Ce titre met l’accent sur la continuité de la formation dans la psychanalyse. C’est une façon de nommer le fait qu’elle ne s’arrête pas, qu’elle ne cesse pas.
À « permanence de la formation », fait écho la « permanence du symptôme », telle que Jacques-Alain Miller l’a différenciée du lapsus et du mot d’esprit, en indiquant que le symptôme ne se résorbe pas avec le déchiffrage de la vérité. Le symptôme résiste à la vérité. Sa permanence est ce qui a conduit Freud à concevoir le transfert négatif et Lacan, la face réelle du symptôme puis, à la fin de son enseignement, le sinthome en tant que reste de l’opération analytique. Disons alors que le titre de Question d’École indique que la formation serait un symptôme qui s’écrit et ne cesse pas de s’écrire.

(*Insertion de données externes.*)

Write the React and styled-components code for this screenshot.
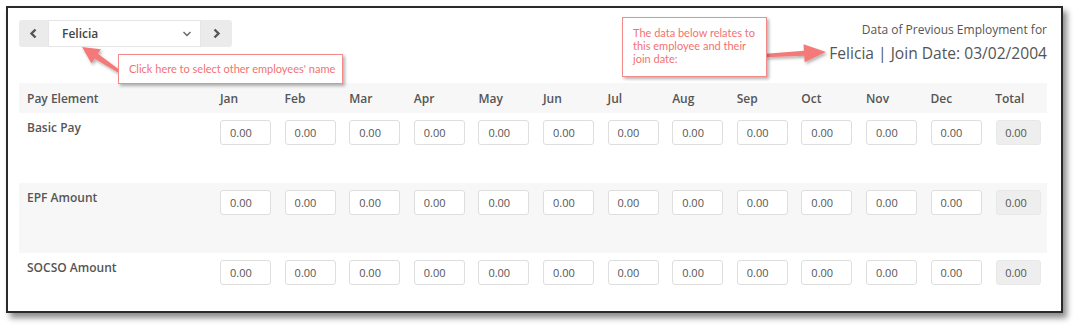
import styled, { createGlobalStyle } from "styled-components";

const GlobalStyle = createGlobalStyle`
  body {
    margin: 0;
    background: #fff;
    font-family: "Open Sans", "Noto Sans", sans-serif;
    color: #555;
  }
`;

const Page = styled.div`
  width: 1082px;
  height: 332px;
  padding: 6px 0 0 6px;
  box-sizing: border-box;
`;

const Frame = styled.div`
  position: relative;
  width: 1057px;
  height: 307px;
  box-sizing: border-box;
  border: 2px solid #2a2a2a;
  box-shadow: 4px 5px 6px rgba(0, 0, 0, 0.45);
  background: #fff;
  overflow: hidden;
  padding: 12px 14px 0 11px;
`;

const TopBar = styled.div`
  display: flex;
  justify-content: space-between;
  align-items: flex-start;
  height: 63px;
`;

const Picker = styled.div`
  display: flex;
  height: 27px;
`;

const NavButton = styled.button`
  width: ${(p) => p.$w}px;
  border: none;
  background: #ebebeb;
  border-radius: ${(p) => (p.$side === "left" ? "3px 0 0 3px" : "0 3px 3px 0")};
  display: flex;
  align-items: center;
  justify-content: center;
  padding: 0;
  color: #555;
`;

const Select = styled.div`
  width: 153px;
  box-sizing: border-box;
  border: 1px solid #e6e6e6;
  background: #fff;
  display: flex;
  align-items: center;
  justify-content: space-between;
  padding: 0 8px 0 13px;
  font-size: 12px;
  font-weight: 600;
  color: #444;
`;

const Heading = styled.div`
  text-align: right;
  padding-top: 1px;
`;

const HeadingSmall = styled.div`
  font-size: 12px;
  line-height: 17px;
  color: #555;
`;

const HeadingBig = styled.div`
  font-size: 15.6px;
  line-height: 22px;
  margin-top: 4px;
  color: #555;
`;

const Grid = styled.div`
  display: grid;
  grid-template-columns: 201px repeat(12, 64.6px) 1fr;
`;

const Row = styled.div`
  display: contents;
`;

const Cell = styled.div`
  background: ${(p) => p.$bg};
  height: ${(p) => p.$h}px;
  box-sizing: border-box;
  padding: ${(p) => (p.$head ? "0" : "7px 0 0 0")};
  display: flex;
  align-items: ${(p) => (p.$head ? "center" : "flex-start")};
  padding-left: ${(p) => (p.$label ? "8px" : "0")};
  font-size: 12px;
  font-weight: 600;
  color: #555;
`;

const LabelText = styled.span`
  line-height: 16px;
`;

const Amount = styled.div`
  width: ${(p) => (p.$total ? 45 : 51)}px;
  height: 25px;
  box-sizing: border-box;
  border: 1px solid ${(p) => (p.$total ? "#e8e8e8" : "#dedede")};
  border-radius: 3px;
  background: ${(p) => (p.$total ? "#eeeeee" : "#fff")};
  font-size: 11px;
  font-weight: 400;
  color: #555;
  display: flex;
  align-items: center;
  padding-left: ${(p) => (p.$total ? 8 : 9)}px;
  margin-left: ${(p) => (p.$total ? 1 : 0)}px;
`;

const Callout = styled.div`
  position: absolute;
  left: ${(p) => p.$x}px;
  top: ${(p) => p.$y}px;
  width: ${(p) => p.$w}px;
  height: ${(p) => p.$h}px;
  box-sizing: border-box;
  border: 1px solid #f48a8a;
  background: #fff;
  box-shadow: 2px 2px 3px rgba(0, 0, 0, 0.3);
  color: #f37272;
  font-family: "Lato", "Noto Sans", sans-serif;
  font-size: 11px;
  line-height: 13px;
  padding: ${(p) => p.$pad};
`;

const Overlay = styled.svg`
  position: absolute;
  left: 0;
  top: 0;
  pointer-events: none;
`;

const months = ["Jan", "Feb", "Mar", "Apr", "May", "Jun", "Jul", "Aug", "Sep", "Oct", "Nov", "Dec"];
const rows = [
  { name: "Basic Pay", bg: "#fff" },
  { name: "EPF Amount", bg: "#f7f7f7" },
  { name: "SOCSO Amount", bg: "#fff" },
];

// build a tapered arrow polygon from tail to tip
function arrowPoints(tx, ty, px, py, headLen, headW, tailW, neckW) {
  const len = Math.hypot(px - tx, py - ty);
  const dx = (px - tx) / len;
  const dy = (py - ty) / len;
  const nx = -dy;
  const ny = dx;
  const bx = px - dx * headLen;
  const by = py - dy * headLen;
  const pts = [
    [tx + nx * tailW, ty + ny * tailW],
    [bx + nx * neckW, by + ny * neckW],
    [bx + nx * headW, by + ny * headW],
    [px, py],
    [bx - nx * headW, by - ny * headW],
    [bx - nx * neckW, by - ny * neckW],
    [tx - nx * tailW, ty - ny * tailW],
  ];
  return pts.map((p) => p.map((v) => v.toFixed(1)).join(",")).join(" ");
}

function Chevron({ dir }) {
  const d = dir === "left" ? "M6.5 1.5 L2.5 5.5 L6.5 9.5" : dir === "right" ? "M2.5 1.5 L6.5 5.5 L2.5 9.5" : "M1.5 3 L5 6.5 L8.5 3";
  return (
    <svg width={dir === "down" ? 10 : 9} height="11" viewBox={dir === "down" ? "0 0 10 9" : "0 0 9 11"}>
      <path d={d} fill="none" stroke={dir === "down" ? "#666" : "#555"} strokeWidth={dir === "down" ? 1.4 : 2.4} />
    </svg>
  );
}

export default function App() {
  return (
    <Page>
      <GlobalStyle />
      <Frame>
        <TopBar>
          <Picker>
            <NavButton $w={29} $side="left">
              <Chevron dir="left" />
            </NavButton>
            <Select>
              Felicia
              <Chevron dir="down" />
            </Select>
            <NavButton $w={31} $side="right">
              <Chevron dir="right" />
            </NavButton>
          </Picker>
          <Heading>
            <HeadingSmall>Data of Previous Employment for</HeadingSmall>
            <HeadingBig>Felicia | Join Date: 03/02/2004</HeadingBig>
          </Heading>
        </TopBar>

        <Grid>
          <Row>
            <Cell $head $label $bg="#f7f7f7" $h={30}>Pay Element</Cell>
            {months.map((m) => (
              <Cell key={m} $head $bg="#f7f7f7" $h={30}>{m}</Cell>
            ))}
            <Cell $head $bg="#f7f7f7" $h={30}>Total</Cell>
          </Row>
          {rows.map((r) => (
            <Row key={r.name}>
              <Cell $label $bg={r.bg} $h={70}>
                <LabelText>{r.name}</LabelText>
              </Cell>
              {months.map((m) => (
                <Cell key={m} $bg={r.bg} $h={70}>
                  <Amount>0.00</Amount>
                </Cell>
              ))}
              <Cell $bg={r.bg} $h={70}>
                <Amount $total>0.00</Amount>
              </Cell>
            </Row>
          ))}
        </Grid>

        <Overlay width="1053" height="303">
          <defs>
            <filter id="sh" x="-20%" y="-20%" width="140%" height="160%">
              <feDropShadow dx="1.5" dy="2" stdDeviation="1.5" floodColor="#000" floodOpacity="0.3" />
            </filter>
          </defs>
          <polygon points={arrowPoints(112, 64, 74, 39, 17, 8.5, 1.5, 3)} fill="#f47a7a" filter="url(#sh)" />
          <polygon points={arrowPoints(758, 47.5, 818, 44, 22, 9, 1.8, 2.5)} fill="#f47a7a" filter="url(#sh)" />
        </Overlay>

        <Callout $x={110} $y={46} $w={225} $h={30} $pad="7px 0 0 10px">
          Click here to select other employees' name
        </Callout>
        <Callout $x={614} $y={9} $w={145} $h={60} $pad="8px 6px 0 10px">
          The data below relates to this employee and their join date:
        </Callout>
      </Frame>
    </Page>
  );
}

D’autre part, ce titre s’éclaire de deux sous-titres. On peut y lire une entrée à double détente. La première, c’est le contrôle et sa nécessité, la deuxième relève de l’expérience analytique : « Finitude et infinitude de l’analyse » qui indique d’emblée, là aussi, une forme d’infini dans la formation.
Contrôle
À l’ECF, le contrôle n’est pas une obligation qui figure dans les statuts de la formation pour devenir psychanalyste. Pourtant, le contrôle est recommandé et attendu. Il est un des critères qui fonde la décision de nommer ou pas l’AME. Il a donc valeur de formation pour l’École.
Du côté de l’analysant, le contrôle n’est pas une demande qui s’inscrit dans un programme voire un cursus pour devenir analyste. Pour autant, il s’éprouve comme une nécessité pour celui qui s’autorise à une pratique d’analyste. J.-A. Miller qualifiait le contrôle de « désiré ». Cette position est historique. En indiquant que l’analyste ne s’autorise que de lui-même, Lacan voulait surtout marquer le fait qu’il ne s’autorise pas de la hiérarchie. Celui qui s’autorise, c’est l’analysant en tant qu’il choisit d’être analyste et s’en fait responsable. C’est un acte.
Non obligatoire du côté de l’École, mais nécessaire pour celui qui se fait responsable de son expérience d’analyste, le contrôle se fonde sur un désir de savoir.
Alors, que contrôle-t-on ?
Au début, on contrôle le cas. On expose la clinique du cas, du diagnostic, mais aussi de la mise en jeu du travail, et on questionne ce qui rend possible la rencontre analytique.
Ensuite, on vient contrôler son acte. On construit le cas. C’est-à-dire qu’on y introduit notre savoir analytique. On construit le cas à l’aulne de son propre cas. Il est indéniable qu’il y a dans la façon dont on construit un cas en contrôle, un reste de la façon dont on a construit son propre cas pour le transmettre dans la passe.
Finitude et infinitude de l’analyse
Je suis frappée par ces deux signifiants qui évoquent immédiatement le texte de Freud « analyse finie et infinie ». Je me suis d’abord étonnée que cette question ne figure qu’en second sous-titre, car la formation, c’est d’abord l’expérience analytique. C’est elle qui forme, c’est elle qui est didactique. Et c’est par la passe que se lit s’il y a ou non analyste. L’invention de la passe, c’est mettre au cœur de la formation, l’analyse et sa transmission. Ceci dit, faisons l’hypothèse que « finitude et infinitude de l’analyse » venant en deuxième sous-titre postule qu’il y a un lien entre formation, contrôle, et analyse finie ou infinie. S’il y a de l’infini, c’est du côté de la formation que cela s’entend, l’analyse ne cesse pas après l’analyse. Elle se poursuit par d’autres voies, notamment celle du contrôle, mais il y en a d’autres comme l’enseignement et la transmission.
C’est pourquoi, m’appuyant sur la réponse de Lacan sur ce qu’est un sinthome dans la psychanalyse : « Je ne pense pas que la psychanalyse soit un sinthome. Je pense qu’elle est une pratique (…) Ce n’est pas la psychanalyse qui est un sinthome, c’est le psychanalyste » [1], me vient cette question : ne peut-on se demander si le ressort de l’expérience ne serait pas de faire de l’analyste un sinthome ? Je propose alors de considérer le contrôle, son dispositif à trois avec un objet commun qui est l’analysant du contrôlé, ne serait-ce pas le lieu qui permet l’émergence de cette définition de l’analyste comme un sinthome ? Ne serait-ce pas dans cette structure si particulière du contrôle qu’il y a chance qu’un analyste aperçoive en quoi il est un sinthome ?
[1] Lacan J., Le Séminaire, Livre XXIII, Le sinthome, texte établi par Jacques-Alain Miller, Paris, Seuil, Mars 2005, p. 135.